PROMPT: Give back a single number, the count of lines containing the word "index".

EXTRACTED INFORMATION:
★ ★ ★
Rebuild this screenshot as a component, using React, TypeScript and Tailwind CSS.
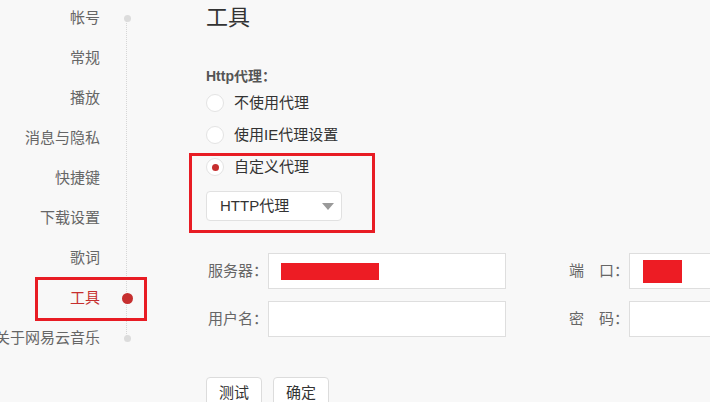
import React from 'react';

const FONT = { fontFamily: '"Liberation Sans", "Noto Sans CJK SC", sans-serif' };

type NavItem = { label: string; dot?: 'gray' | 'red'; active?: boolean };

const NAV: NavItem[] = [
  { label: '帐号', dot: 'gray' },
  { label: '常规' },
  { label: '播放' },
  { label: '消息与隐私' },
  { label: '快捷键' },
  { label: '下载设置' },
  { label: '歌词' },
  { label: '工具', dot: 'red', active: true },
  { label: '关于网易云音乐', dot: 'gray' },
];

function Sidebar() {
  return (
    <div className="relative w-[206px] shrink-0 -mt-[2px]">
      {/* dotted timeline */}
      <div className="absolute left-[126px] top-[22px] h-[318px] border-l border-dotted border-[#d6d6d6]" />
      {NAV.map((item) => (
        <div key={item.label} className="flex h-10 items-center">
          <div className="flex w-[100px] shrink-0 justify-end">
            <span
              className={`whitespace-nowrap text-[15px] leading-5 ${
                item.active ? 'text-[#c62f2f]' : 'text-[#666]'
              }`}
            >
              {item.label}
            </span>
          </div>
          <div className="relative flex w-[53px] shrink-0 justify-center pl-[1px]">
            {item.dot === 'gray' && <span className="block h-[7px] w-[7px] rounded-full bg-[#dcdcdc]" />}
            {item.dot === 'red' && <span className="block h-[11px] w-[11px] rounded-full bg-[#c62f2f]" />}
          </div>
        </div>
      ))}
      {/* annotation box */}
      <div className="absolute left-[35px] top-[279px] h-[44px] w-[112px] border-[3px] border-[#e81c24]" />
    </div>
  );
}

function Radio({ label, checked }: { label: string; checked?: boolean }) {
  return (
    <div className="flex h-8 items-center">
      <span className="flex h-[18px] w-[18px] items-center justify-center rounded-full border border-[#e3e3e3] bg-white">
        {checked && <span className="block h-[7px] w-[7px] rounded-full bg-[#c62f2f]" />}
      </span>
      <span className="ml-[10px] text-[15px] leading-5 text-[#333]">{label}</span>
    </div>
  );
}

function Field({ label, width, children }: { label: string; width: string; children?: React.ReactNode }) {
  return (
    <div className="flex items-center">
      <span className={`${width} shrink-0 whitespace-nowrap text-[15px] leading-5 text-[#666]`}>{label}</span>
      {children}
    </div>
  );
}

export default function App() {
  return (
    <div className="relative flex h-[402px] w-[710px] overflow-hidden bg-[#f8f8f8]" style={FONT}>
      <Sidebar />
      <div className="relative flex-1 pt-[3px]">
        <h1 className="text-[22px] leading-[30px] text-[#333]">工具</h1>

        <div className="mt-[33px] text-[14px] font-bold leading-5 text-[#555]">Http代理：</div>
        <div className="mt-[1px]">
          <Radio label="不使用代理" />
          <Radio label="使用IE代理设置" />
          <Radio label="自定义代理" checked />
        </div>

        <div className="mt-2 flex h-[30px] w-[136px] items-center justify-between rounded-[4px] border border-[#e1e1e1] bg-white pl-[13px] pr-[7px]">
          <span className="text-[15px] leading-5 text-[#333]">HTTP代理</span>
          <span className="h-0 w-0 border-x-[6px] border-t-[7px] border-x-transparent border-t-[#9a9a9a]" />
        </div>

        {/* annotation box */}
        <div className="absolute left-[-17px] top-[153px] h-[80px] w-[186px] border-[3px] border-[#e81c24]" />

        <div className="mt-8 flex flex-col gap-3 pl-[2px]">
          <div className="flex">
            <Field label="服务器：" width="w-[60px]">
              <div className="flex h-[36px] w-[238px] items-center border border-[#dedede] bg-white pl-[12px]">
                <span className="block h-[17px] w-[98px] bg-[#ed1c24]" />
              </div>
            </Field>
            <div className="ml-[63px]">
              <Field label={'端\u2003口：'} width="w-[60px]">
                <div className="flex h-[36px] w-[120px] items-center border border-[#dedede] bg-white pl-[13px]">
                  <span className="block h-[23px] w-[39px] bg-[#ed1c24]" />
                </div>
              </Field>
            </div>
          </div>
          <div className="flex">
            <Field label="用户名：" width="w-[60px]">
              <div className="h-[36px] w-[238px] border border-[#dedede] bg-white" />
            </Field>
            <div className="ml-[63px]">
              <Field label={'密\u2003码：'} width="w-[60px]">
                <div className="h-[36px] w-[120px] border border-[#dedede] bg-white" />
              </Field>
            </div>
          </div>
        </div>

        <div className="mt-10 flex gap-[11px]">
          <button className="h-[32px] w-[56px] rounded-[4px] border border-[#dcdcdc] bg-white text-[15px] leading-5 text-[#333]">
            测试
          </button>
          <button className="h-[32px] w-[56px] rounded-[4px] border border-[#dcdcdc] bg-white text-[15px] leading-5 text-[#333]">
            确定
          </button>
        </div>
      </div>
    </div>
  );
}
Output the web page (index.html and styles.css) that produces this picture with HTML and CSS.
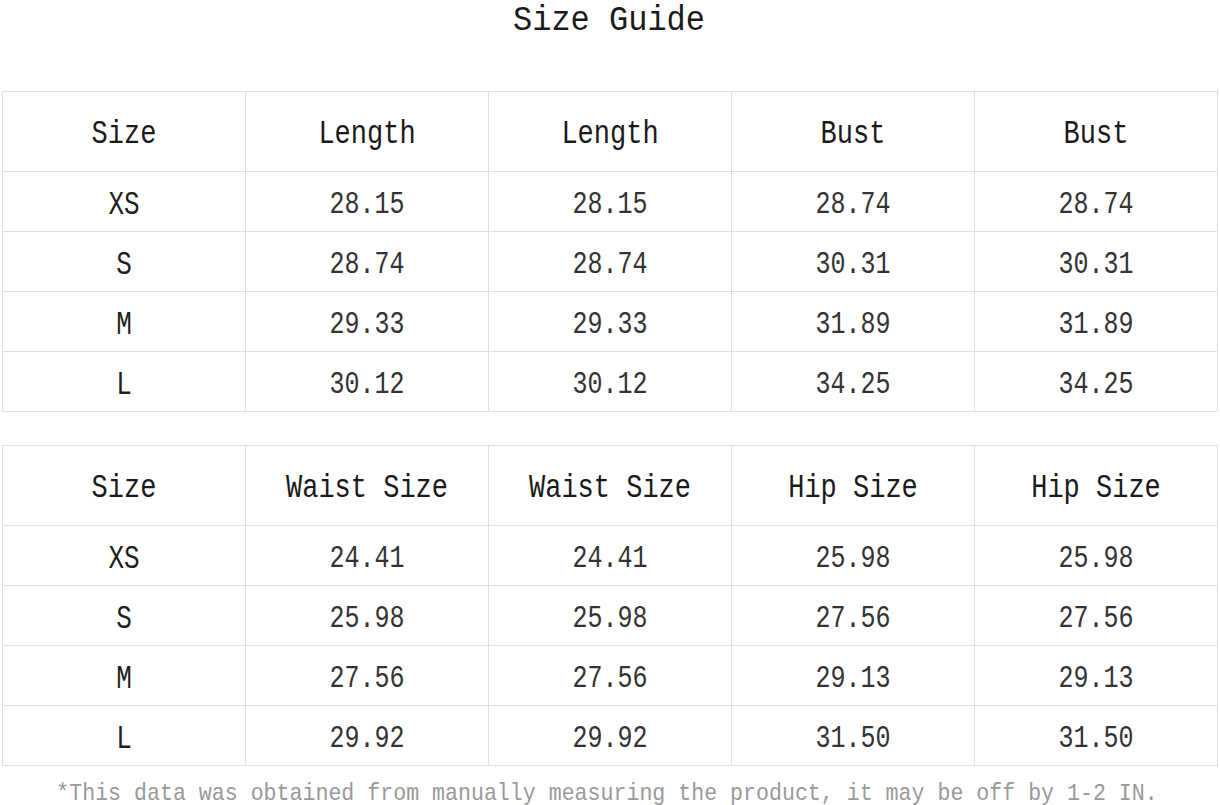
FILE: index.html
```html
<!DOCTYPE html>
<html lang="en">
<head>
<meta charset="utf-8">
<title>Size Guide</title>
<link rel="stylesheet" href="styles.css">
</head>
<body>
<main class="page">
  <h1 class="title"><span class="t">Size Guide</span></h1>

  <table class="sizes">
    <thead>
      <tr><th><span class="t">Size</span></th><th><span class="t">Length</span></th><th><span class="t">Length</span></th><th><span class="t">Bust</span></th><th><span class="t">Bust</span></th></tr>
    </thead>
    <tbody>
      <tr><th><span class="t">XS</span></th><td><span class="t">28.15</span></td><td><span class="t">28.15</span></td><td><span class="t">28.74</span></td><td><span class="t">28.74</span></td></tr>
      <tr><th><span class="t">S</span></th><td><span class="t">28.74</span></td><td><span class="t">28.74</span></td><td><span class="t">30.31</span></td><td><span class="t">30.31</span></td></tr>
      <tr><th><span class="t">M</span></th><td><span class="t">29.33</span></td><td><span class="t">29.33</span></td><td><span class="t">31.89</span></td><td><span class="t">31.89</span></td></tr>
      <tr><th><span class="t">L</span></th><td><span class="t">30.12</span></td><td><span class="t">30.12</span></td><td><span class="t">34.25</span></td><td><span class="t">34.25</span></td></tr>
    </tbody>
  </table>

  <table class="sizes">
    <thead>
      <tr><th><span class="t">Size</span></th><th><span class="t">Waist Size</span></th><th><span class="t">Waist Size</span></th><th><span class="t">Hip Size</span></th><th><span class="t">Hip Size</span></th></tr>
    </thead>
    <tbody>
      <tr><th><span class="t">XS</span></th><td><span class="t">24.41</span></td><td><span class="t">24.41</span></td><td><span class="t">25.98</span></td><td><span class="t">25.98</span></td></tr>
      <tr><th><span class="t">S</span></th><td><span class="t">25.98</span></td><td><span class="t">25.98</span></td><td><span class="t">27.56</span></td><td><span class="t">27.56</span></td></tr>
      <tr><th><span class="t">M</span></th><td><span class="t">27.56</span></td><td><span class="t">27.56</span></td><td><span class="t">29.13</span></td><td><span class="t">29.13</span></td></tr>
      <tr><th><span class="t">L</span></th><td><span class="t">29.92</span></td><td><span class="t">29.92</span></td><td><span class="t">31.50</span></td><td><span class="t">31.50</span></td></tr>
    </tbody>
  </table>

  <p class="note"><span class="t">*This data was obtained from manually measuring the product, it may be off by 1-2 IN.</span></p>
</main>
</body>
</html>
```

FILE: styles.css
```css
* { box-sizing: border-box; }

html, body {
  margin: 0;
  padding: 0;
  background: #ffffff;
}

body {
  font-family: "Liberation Mono", "Courier New", monospace;
  color: #262626;
}

.page {
  width: 1220px;
  padding: 0 0 0 2px;
}

.t {
  display: inline-block;
  transform: scaleY(1.25);
  white-space: pre;
}

.title {
  margin: 0 0 53px 0;
  padding: 5px 4px 0 0;
  height: 38px;
  line-height: 32px;
  font-size: 32px;
  font-weight: normal;
  text-align: center;
  color: #1a1a1a;
}

.title .t {
  transform: scaleY(1.12);
}

.sizes {
  width: 1216px;
  border-collapse: collapse;
  table-layout: fixed;
  margin: 0 0 33px 0;
}

.sizes + .sizes {
  margin-bottom: 0;
}

.sizes th,
.sizes td {
  border: 1px solid #e0e0e0;
  text-align: center;
  vertical-align: middle;
  padding: 0;
  font-weight: normal;
}

.sizes thead th {
  height: 80px;
  font-size: 27px;
  padding-top: 4px;
  color: #1a1a1a;
}

.sizes thead .t {
  transform: scaleY(1.24);
}

.sizes tbody th,
.sizes tbody td {
  height: 60px;
  font-size: 25px;
  padding-top: 6px;
  color: #333333;
}

.sizes tbody .t {
  transform: scaleY(1.27);
}

.sizes tbody th {
  font-size: 26px;
  color: #1f1f1f;
}

.note {
  margin: 0;
  padding: 15px 8px 0 0;
  text-align: center;
  font-size: 21.6px;
  color: #999999;
  line-height: 24px;
}

.note .t {
  transform: scaleY(1.12);
}
```
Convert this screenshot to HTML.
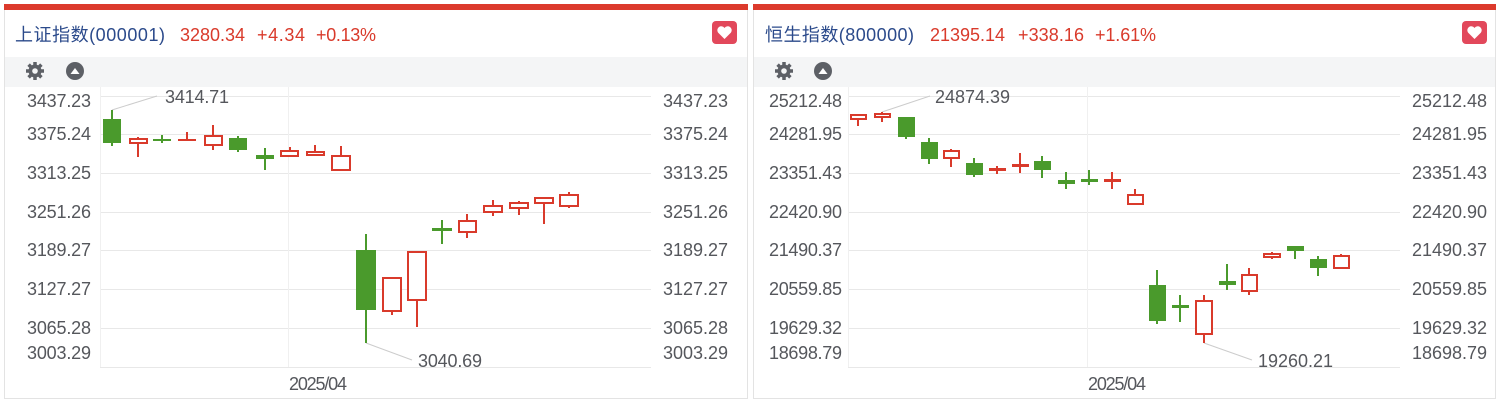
<!DOCTYPE html>
<html><head><meta charset="utf-8"><style>
body{margin:0;width:1500px;height:406px;background:#fff;overflow:hidden;font-family:"Liberation Sans","Noto Sans CJK SC",sans-serif}
svg{position:absolute;left:0;top:0}
</style></head><body>
<svg width="1500" height="406" viewBox="0 0 1500 406" font-family="Liberation Sans, Noto Sans CJK SC, sans-serif">
<!-- panel 1 -->
<rect x="4.5" y="5.5" width="743" height="393" fill="#fff" stroke="#e3e3e3"/>
<rect x="4" y="4" width="744" height="6" fill="#dc3a2c"/>
<text x="15" y="41" font-size="18" fill="#2b4a8b" textLength="150">上证指数(000001)</text>
<text x="180" y="41" font-size="18" fill="#d93a2b" textLength="65">3280.34</text>
<text x="257" y="41" font-size="18" fill="#d93a2b" textLength="48">+4.34</text>
<text x="316" y="41" font-size="18" fill="#d93a2b" textLength="60">+0.13%</text>
<rect x="712" y="21" width="25" height="23" rx="4" fill="#e2485b"/>
<path d="M724.5 39 L718 32.5 A3.6 3.6 0 0 1 724.5 28 A3.6 3.6 0 0 1 731 32.5 Z" fill="#fff"/>
<rect x="5" y="57" width="742" height="30" fill="#f4f5f6"/>
<g transform="translate(35,71)" fill="#5d6066"><circle r="6.5"/><g stroke="#5d6066" stroke-width="3.5"><line x1="0" y1="-9" x2="0" y2="9"/><line x1="-9" y1="0" x2="9" y2="0"/><line x1="-6.4" y1="-6.4" x2="6.4" y2="6.4"/><line x1="-6.4" y1="6.4" x2="6.4" y2="-6.4"/></g><circle r="2.8" fill="#f4f5f6"/></g>
<circle cx="75" cy="71" r="9" fill="#5d6066"/><path d="M70.5 74 L75 68 L79.5 74 Z" fill="#fff"/>
<g stroke="#e8e8e8" stroke-width="1">
<line x1="100" y1="96.5" x2="651" y2="96.5"/><line x1="100" y1="134.5" x2="651" y2="134.5"/><line x1="100" y1="173.5" x2="651" y2="173.5"/><line x1="100" y1="212.5" x2="651" y2="212.5"/><line x1="100" y1="250.5" x2="651" y2="250.5"/><line x1="100" y1="289.5" x2="651" y2="289.5"/><line x1="100" y1="328.5" x2="651" y2="328.5"/><line x1="100" y1="367.5" x2="651" y2="367.5"/>
<line x1="288.5" y1="87" x2="288.5" y2="367" stroke="#f0f0f0"/>
<line x1="100.5" y1="87" x2="100.5" y2="367" stroke="#f0f0f0"/>
</g>
<g font-size="18" fill="#55575c">
<text x="27" y="107" textLength="64">3437.23</text><text x="27" y="140" textLength="64">3375.24</text><text x="27" y="179" textLength="64">3313.25</text><text x="27" y="218" textLength="64">3251.26</text><text x="27" y="256" textLength="64">3189.27</text><text x="27" y="295" textLength="64">3127.27</text><text x="27" y="334" textLength="64">3065.28</text><text x="27" y="359" textLength="64">3003.29</text>
<text x="663" y="107" textLength="65">3437.23</text><text x="663" y="140" textLength="65">3375.24</text><text x="663" y="179" textLength="65">3313.25</text><text x="663" y="218" textLength="65">3251.26</text><text x="663" y="256" textLength="65">3189.27</text><text x="663" y="295" textLength="65">3127.27</text><text x="663" y="334" textLength="65">3065.28</text><text x="663" y="359" textLength="65">3003.29</text>
<text x="289" y="390" textLength="58">2025/04</text>
<text x="165" y="103" textLength="64">3414.71</text><text x="418" y="367" textLength="64">3040.69</text>
</g>
<line x1="112" y1="110" x2="157" y2="96" stroke="#ccc"/><line x1="366" y1="343" x2="412" y2="360" stroke="#ccc"/>
<g stroke-width="2">
<line x1="112" y1="110" x2="112" y2="146" stroke="#4a9a2c"/><rect x="103" y="119" width="18" height="24" fill="#4a9a2c"/>
<line x1="138" y1="137" x2="138" y2="157" stroke="#d93a2b"/><rect x="130" y="139" width="17" height="4" fill="#fff" stroke="#d93a2b"/>
<line x1="162" y1="135" x2="162" y2="143" stroke="#4a9a2c"/><rect x="153" y="139" width="18" height="2" fill="#4a9a2c"/>
<line x1="187" y1="132" x2="187" y2="141" stroke="#d93a2b"/><rect x="178" y="139" width="18" height="2" fill="#d93a2b"/>
<line x1="213" y1="125" x2="213" y2="150" stroke="#d93a2b"/><rect x="205" y="136" width="17" height="9" fill="#fff" stroke="#d93a2b"/>
<line x1="238" y1="136" x2="238" y2="152" stroke="#4a9a2c"/><rect x="229" y="138" width="18" height="12" fill="#4a9a2c"/>
<line x1="265" y1="148" x2="265" y2="170" stroke="#4a9a2c"/><rect x="256" y="155" width="18" height="4" fill="#4a9a2c"/>
<line x1="290" y1="147" x2="290" y2="157" stroke="#d93a2b"/><rect x="281" y="151" width="17" height="5" fill="#fff" stroke="#d93a2b"/>
<line x1="315" y1="145" x2="315" y2="156" stroke="#d93a2b"/><rect x="307" y="152" width="17" height="3" fill="#fff" stroke="#d93a2b"/>
<line x1="341" y1="146" x2="341" y2="170" stroke="#d93a2b"/><rect x="332" y="156" width="18" height="14" fill="#fff" stroke="#d93a2b"/>
<line x1="366" y1="234" x2="366" y2="343" stroke="#4a9a2c"/><rect x="356" y="250" width="20" height="60" fill="#4a9a2c"/>
<line x1="392" y1="278" x2="392" y2="315" stroke="#d93a2b"/><rect x="383" y="278" width="18" height="33" fill="#fff" stroke="#d93a2b"/>
<line x1="417" y1="252" x2="417" y2="327" stroke="#d93a2b"/><rect x="408" y="252" width="18" height="48" fill="#fff" stroke="#d93a2b"/>
<line x1="442" y1="220" x2="442" y2="244" stroke="#4a9a2c"/><rect x="432" y="228" width="20" height="3" fill="#4a9a2c"/>
<line x1="467" y1="214" x2="467" y2="238" stroke="#d93a2b"/><rect x="459" y="221" width="17" height="11" fill="#fff" stroke="#d93a2b"/>
<line x1="493" y1="200" x2="493" y2="216" stroke="#d93a2b"/><rect x="484" y="206" width="18" height="6" fill="#fff" stroke="#d93a2b"/>
<line x1="519" y1="201" x2="519" y2="215" stroke="#d93a2b"/><rect x="510" y="203" width="18" height="5" fill="#fff" stroke="#d93a2b"/>
<line x1="544" y1="198" x2="544" y2="224" stroke="#d93a2b"/><rect x="535" y="198" width="18" height="5" fill="#fff" stroke="#d93a2b"/>
<line x1="569" y1="192" x2="569" y2="208" stroke="#d93a2b"/><rect x="560" y="195" width="18" height="11" fill="#fff" stroke="#d93a2b"/>
</g>

<!-- panel 2 -->
<rect x="753.5" y="5.5" width="742" height="393" fill="#fff" stroke="#e3e3e3"/>
<rect x="753" y="4" width="743" height="6" fill="#dc3a2c"/>
<text x="765" y="41" font-size="18" fill="#2b4a8b" textLength="149">恒生指数(800000)</text>
<text x="930" y="41" font-size="18" fill="#d93a2b" textLength="75">21395.14</text>
<text x="1018" y="41" font-size="18" fill="#d93a2b" textLength="66">+338.16</text>
<text x="1095" y="41" font-size="18" fill="#d93a2b" textLength="61">+1.61%</text>
<rect x="1462" y="21" width="25" height="23" rx="4" fill="#e2485b"/>
<path d="M1474.5 39 L1468 32.5 A3.6 3.6 0 0 1 1474.5 28 A3.6 3.6 0 0 1 1481 32.5 Z" fill="#fff"/>
<rect x="754" y="57" width="741" height="30" fill="#f4f5f6"/>
<g transform="translate(784,71)" fill="#5d6066"><circle r="6.5"/><g stroke="#5d6066" stroke-width="3.5"><line x1="0" y1="-9" x2="0" y2="9"/><line x1="-9" y1="0" x2="9" y2="0"/><line x1="-6.4" y1="-6.4" x2="6.4" y2="6.4"/><line x1="-6.4" y1="6.4" x2="6.4" y2="-6.4"/></g><circle r="2.8" fill="#f4f5f6"/></g>
<circle cx="823" cy="71" r="9" fill="#5d6066"/><path d="M818.5 74 L823 68 L827.5 74 Z" fill="#fff"/>
<g stroke="#e8e8e8" stroke-width="1">
<line x1="848" y1="96.5" x2="1400" y2="96.5"/><line x1="848" y1="134.5" x2="1400" y2="134.5"/><line x1="848" y1="173.5" x2="1400" y2="173.5"/><line x1="848" y1="212.5" x2="1400" y2="212.5"/><line x1="848" y1="250.5" x2="1400" y2="250.5"/><line x1="848" y1="289.5" x2="1400" y2="289.5"/><line x1="848" y1="328.5" x2="1400" y2="328.5"/><line x1="848" y1="367.5" x2="1400" y2="367.5"/>
<line x1="1087.5" y1="87" x2="1087.5" y2="367" stroke="#f0f0f0"/>
<line x1="848.5" y1="87" x2="848.5" y2="367" stroke="#f0f0f0"/>
</g>
<g font-size="18" fill="#55575c">
<text x="769" y="107" textLength="73">25212.48</text><text x="769" y="140" textLength="73">24281.95</text><text x="769" y="179" textLength="73">23351.43</text><text x="769" y="218" textLength="73">22420.90</text><text x="769" y="256" textLength="73">21490.37</text><text x="769" y="295" textLength="73">20559.85</text><text x="769" y="334" textLength="73">19629.32</text><text x="769" y="359" textLength="73">18698.79</text>
<text x="1412" y="107" textLength="75">25212.48</text><text x="1412" y="140" textLength="75">24281.95</text><text x="1412" y="179" textLength="75">23351.43</text><text x="1412" y="218" textLength="75">22420.90</text><text x="1412" y="256" textLength="75">21490.37</text><text x="1412" y="295" textLength="75">20559.85</text><text x="1412" y="334" textLength="75">19629.32</text><text x="1412" y="359" textLength="75">18698.79</text>
<text x="1088" y="390" textLength="58">2025/04</text>
<text x="935" y="103" textLength="75">24874.39</text><text x="1258" y="367" textLength="75">19260.21</text>
</g>
<line x1="882" y1="112" x2="930" y2="96" stroke="#ccc"/><line x1="1204" y1="343" x2="1252" y2="360" stroke="#ccc"/>
<g stroke-width="2">
<line x1="858" y1="114" x2="858" y2="126" stroke="#d93a2b"/><rect x="851" y="115" width="15" height="4" fill="#fff" stroke="#d93a2b"/>
<line x1="882" y1="112" x2="882" y2="122" stroke="#d93a2b"/><rect x="875" y="114" width="15" height="3" fill="#fff" stroke="#d93a2b"/>
<line x1="906" y1="117" x2="906" y2="139" stroke="#4a9a2c"/><rect x="898" y="117" width="17" height="20" fill="#4a9a2c"/>
<line x1="929" y1="138" x2="929" y2="164" stroke="#4a9a2c"/><rect x="921" y="142" width="17" height="17" fill="#4a9a2c"/>
<line x1="951" y1="149" x2="951" y2="167" stroke="#d93a2b"/><rect x="944" y="151" width="15" height="7" fill="#fff" stroke="#d93a2b"/>
<line x1="974" y1="158" x2="974" y2="177" stroke="#4a9a2c"/><rect x="966" y="163" width="17" height="12" fill="#4a9a2c"/>
<line x1="997" y1="166" x2="997" y2="174" stroke="#d93a2b"/><rect x="989" y="168" width="17" height="3" fill="#d93a2b"/>
<line x1="1020" y1="153" x2="1020" y2="173" stroke="#d93a2b"/><rect x="1012" y="164" width="17" height="3" fill="#d93a2b"/>
<line x1="1042" y1="156" x2="1042" y2="178" stroke="#4a9a2c"/><rect x="1034" y="161" width="17" height="9" fill="#4a9a2c"/>
<line x1="1066" y1="172" x2="1066" y2="189" stroke="#4a9a2c"/><rect x="1058" y="180" width="17" height="4" fill="#4a9a2c"/>
<line x1="1089" y1="170" x2="1089" y2="185" stroke="#4a9a2c"/><rect x="1081" y="179" width="17" height="3" fill="#4a9a2c"/>
<line x1="1112" y1="172" x2="1112" y2="189" stroke="#d93a2b"/><rect x="1104" y="179" width="17" height="3" fill="#d93a2b"/>
<line x1="1135" y1="189" x2="1135" y2="204" stroke="#d93a2b"/><rect x="1128" y="195" width="15" height="9" fill="#fff" stroke="#d93a2b"/>
<line x1="1157" y1="270" x2="1157" y2="324" stroke="#4a9a2c"/><rect x="1149" y="285" width="17" height="36" fill="#4a9a2c"/>
<line x1="1180" y1="295" x2="1180" y2="322" stroke="#4a9a2c"/><rect x="1172" y="305" width="17" height="3" fill="#4a9a2c"/>
<line x1="1204" y1="295" x2="1204" y2="343" stroke="#d93a2b"/><rect x="1196" y="301" width="16" height="33" fill="#fff" stroke="#d93a2b"/>
<line x1="1227" y1="264" x2="1227" y2="290" stroke="#4a9a2c"/><rect x="1219" y="281" width="17" height="4" fill="#4a9a2c"/>
<line x1="1249" y1="268" x2="1249" y2="295" stroke="#d93a2b"/><rect x="1242" y="275" width="15" height="16" fill="#fff" stroke="#d93a2b"/>
<line x1="1272" y1="252" x2="1272" y2="259" stroke="#d93a2b"/><rect x="1264" y="254" width="16" height="3" fill="#fff" stroke="#d93a2b"/>
<line x1="1295" y1="246" x2="1295" y2="259" stroke="#4a9a2c"/><rect x="1287" y="246" width="17" height="5" fill="#4a9a2c"/>
<line x1="1318" y1="256" x2="1318" y2="276" stroke="#4a9a2c"/><rect x="1310" y="259" width="17" height="9" fill="#4a9a2c"/>
<line x1="1341" y1="254" x2="1341" y2="268" stroke="#d93a2b"/><rect x="1334" y="256" width="15" height="12" fill="#fff" stroke="#d93a2b"/>
</g>
</svg>
</body></html>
★ ★ ★
SOLUTION TO THE PROBLEM: 2